The only difference with a specialist loan is that we require additional notes to support the submission, but this shouldn’t create any additional work for brokers, because this detail is captured during their preliminary assessment or fact-find.

The supporting notes have a much higher importance in assessing a specialist loan over a prime loan, because they assist our underwriters in obtaining a better understanding of a client’s circumstances.

Myth: Specialist loans take longer to assess

Rubbish. Pepper has one of the fastest turnaround times in the industry, and has had for the last 18 months. Applications submitted by midday will receive a conditional approval the same day, or if the submission is complete with all the supporting documents, we issue a formal approval same day.

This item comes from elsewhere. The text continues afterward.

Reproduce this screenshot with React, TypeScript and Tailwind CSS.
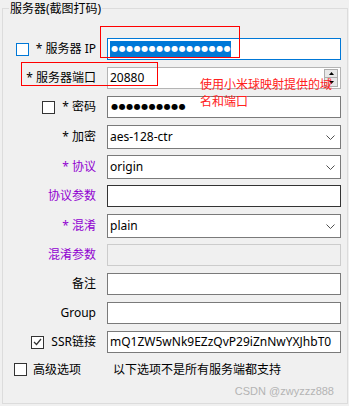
import React from "react";

const Check = ({ blue, checked }: { blue?: boolean; checked?: boolean }) => (
  <span
    className={`w-[13px] h-[13px] shrink-0 bg-white border flex items-center justify-center ${
      blue ? "border-[#0078d7]" : "border-[#333333]"
    }`}
  >
    {checked && (
      <svg width="9" height="8" viewBox="0 0 9 8">
        <polyline points="1,4 3.5,6.5 8,1" fill="none" stroke="#333" strokeWidth="1.2" />
      </svg>
    )}
  </span>
);

const Chevron = () => (
  <svg width="9" height="5" viewBox="0 0 9 5" className="mr-[5px]">
    <polyline points="0.5,0.5 4.5,4.5 8.5,0.5" fill="none" stroke="#505050" strokeWidth="1" />
  </svg>
);

const Dots = ({ n, white }: { n: number; white?: boolean }) => (
  <span className={`flex ${white ? "text-white" : "text-black"}`}>
    {Array.from({ length: n }).map((_, i) => (
      <span key={i} className="w-[7.5px] text-center text-[8px] leading-[10px] font-['DejaVu_Sans',sans-serif]">
        ●
      </span>
    ))}
  </span>
);

function Row({
  label,
  purple,
  check,
  mt,
  children,
}: {
  label: React.ReactNode;
  purple?: boolean;
  check?: React.ReactNode;
  mt: string;
  children: React.ReactNode;
}) {
  return (
    <div className={`flex items-center ${mt}`}>
      <div className="w-[93px] shrink-0 flex justify-end items-center gap-[7px]">
        {check}
        <span className={`whitespace-nowrap ${purple ? "text-[#9000d0]" : "text-black"}`}>{label}</span>
      </div>
      {children}
    </div>
  );
}

export default function App() {
  const box = "ml-[11px] w-[234px] bg-white border flex items-center pl-[2px] box-border";
  return (
    <div className="relative w-[349px] h-[406px] bg-[#f0f0f0] overflow-hidden font-['Noto_Sans','Noto_Sans_CJK_SC',sans-serif] text-[12px] leading-[16px] text-black">
      <div className="ml-[2px] mt-[8px] w-[346px] h-[396px] border border-[#dcdcdc] box-border pt-[29px] relative">
        <span className="absolute left-[6px] top-[-7px] px-[1px] bg-[#f0f0f0] leading-[14px]">服务器(截图打码)</span>

        <Row label="* 服务器 IP" check={<Check blue />} mt="mt-0">
          <div className={`${box} h-[22px] border-[#0078d7]`}>
            <span className="bg-[#0078d7] h-[16px] flex items-center pl-[1px]">
              <Dots n={16} white />
            </span>
          </div>
        </Row>

        <Row label="* 服务器端口" mt="mt-[7px]">
          <div className={`${box} h-[22px] border-[#b4b4b4] justify-between`}>
            <span>20880</span>
            <span className="flex flex-col mr-[2px]">
              <span className="w-[14px] h-[9px] bg-[#e8e8e8] border border-[#adadad] flex items-center justify-center">
                <svg width="5" height="3" viewBox="0 0 5 3"><polygon points="2.5,0 5,3 0,3" fill="#000" /></svg>
              </span>
              <span className="w-[14px] h-[9px] bg-[#e8e8e8] border border-t-0 border-[#adadad] flex items-center justify-center">
                <svg width="5" height="3" viewBox="0 0 5 3"><polygon points="0,0 5,0 2.5,3" fill="#000" /></svg>
              </span>
            </span>
          </div>
        </Row>

        <Row label="* 密码" check={<Check />} mt="mt-[7px]">
          <div className={`${box} h-[22px] border-[#7a7a7a]`}>
            <span className="pl-[1px]">
              <Dots n={10} />
            </span>
          </div>
        </Row>

        <Row label="* 加密" mt="mt-[7px]">
          <div className={`${box} h-[24px] border-[#7a7a7a] justify-between`}>
            <span>aes-128-ctr</span>
            <Chevron />
          </div>
        </Row>

        <Row label="* 协议" purple mt="mt-[6px]">
          <div className={`${box} h-[24px] border-[#7a7a7a] justify-between`}>
            <span>origin</span>
            <Chevron />
          </div>
        </Row>

        <Row label="协议参数" purple mt="mt-[6px]">
          <div className={`${box} h-[22px] border-[#333333]`} />
        </Row>

        <Row label="* 混淆" purple mt="mt-[7px]">
          <div className={`${box} h-[24px] border-[#7a7a7a] justify-between`}>
            <span>plain</span>
            <Chevron />
          </div>
        </Row>

        <Row label="混淆参数" purple mt="mt-[6px]">
          <div className={`${box} h-[22px] border-[#cccccc] !bg-[#f0f0f0]`} />
        </Row>

        <Row label="备注" mt="mt-[7px]">
          <div className={`${box} h-[22px] border-[#7a7a7a]`} />
        </Row>

        <Row label="Group" mt="mt-[7px]">
          <div className={`${box} h-[22px] border-[#7a7a7a]`} />
        </Row>

        <Row label="SSR链接" check={<Check checked />} mt="mt-[7px]">
          <div className={`${box} h-[22px] border-[#7a7a7a] overflow-hidden`}>
            <span className="whitespace-nowrap">mQ1ZW5wNk9EZzQvP29iZnNwYXJhbT0</span>
          </div>
        </Row>

        <div className="flex items-center mt-[10px] pl-[11px] h-[13px]">
          <Check />
          <span className="ml-[6px] whitespace-nowrap">高级选项</span>
          <span className="ml-[32px] whitespace-nowrap">以下选项不是所有服务端都支持</span>
        </div>

        <div className="flex justify-end pr-[13px] mt-[9px]">
          <span className="text-[11px] leading-[12px] text-[#b4b4b4] font-['Liberation_Sans',sans-serif]">CSDN @zwyzzz888</span>
        </div>
      </div>

      {/* annotations */}
      <div className="absolute left-[100px] top-[26px] w-[140px] h-[32px] border border-[#ff0000]" />
      <div className="absolute left-[21px] top-[62px] w-[137px] h-[24px] border border-[#ff0000]" />
      <div className="absolute left-[200px] top-[76px] w-[140px] text-[#ff2020] leading-[17px]">
        使用小米球映射提供的域名和端口
      </div>
    </div>
  );
}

Please note that this is not a computer generated approval – it’s an approval that has been carefully considered by an underwriter who has manually assessed the entire deal.

The only thing that can slow the process is when a client is unable to provide specific documents required for the assessment, but this is not unique to specialist loans.

Myth: Specialist loans are not NCCP-compliant

This myth always makes me laugh. Pepper is one of Australia’s largest nonbanks when measured by assets under management, currently standing at over $28 billion. If our lending practices were not NCCP-compliant, I am confident that ASIC would have shut us down without
hesitation long ago.

The brokers who shy away from specialist loans due to compliance concerns are most likely confusing specialist loans with no-doc and “NINJA loans” (No Income, No Job, No Assets), but this type of lending definitely doesn’t exist within Pepper, and I doubt it exists with any other reputable specialist lender in Australia.

Brokers need to understand that pre-GFC, major banks, non-banks and mortgage insurers were underwriting loans that catered for a wider range of borrowers, including those with credit impairment.

Just because the prime lenders, along with the mortgage insurers, have tightened their credit policies and credit scoring decision engines, doesn’t mean the industry should alienate those borrowers that truly deserve a second chance.

At Pepper, our individual assessment of loans and risk-based pricing enables us to be more flexible with our credit policy than other lenders, hence we can service a broader segment of the market.

This flexibility does not make us non-compliant.

The clients still have to prove they have the ability to repay their loan, and we still have to verify their income. The majority of our credit assessment is the same as the banks’ and other prime lenders in the industry – we simply have an appetite and flexibility to cater for a broader range of clients.

Saying specialist loans are not NCCP compliant is one of the most uneducated statements a broker can make.

Myth: Specialist loans mean bad credit

Unfortunately, many brokers still have the misconception that specialist lending is solely about ‘bad credit’. This reputation dates back to when specialist lenders were considered only as lenders of last resort, which may have been the case seven or so years ago.

Specialist loans are in more demand than ever before, for a range of reasons: the tighter credit policies; the need for alternative income verification, to allow a genuine self-employed borrower a crack at the housing market; and to allow a borrower to consolidate their debts to increase their cash flow. And let’s not shy away from the fact that there are many clients that have endured a life event, such as divorce, sickness or loss of employment, which forced their hand to enter into hardship, resulting in credit impairment. We all know clients that fit this profile, and these clients truly deserve a second chance.

At Pepper, clients with some form of credit impairment only represent 40 per cent of the business we write today, and I’d argue that the banks will attract at least 10 per cent of credit-impaired clients. We are proud to provide solutions for these borrowers who are credit-worthy – specialist lending is not taboo.

Pepper runs a global business hiring over 1,300 employees offering products that help fulfill a more diverse range of customer needs, and giving borrowers a fair chance at obtaining home loan finance.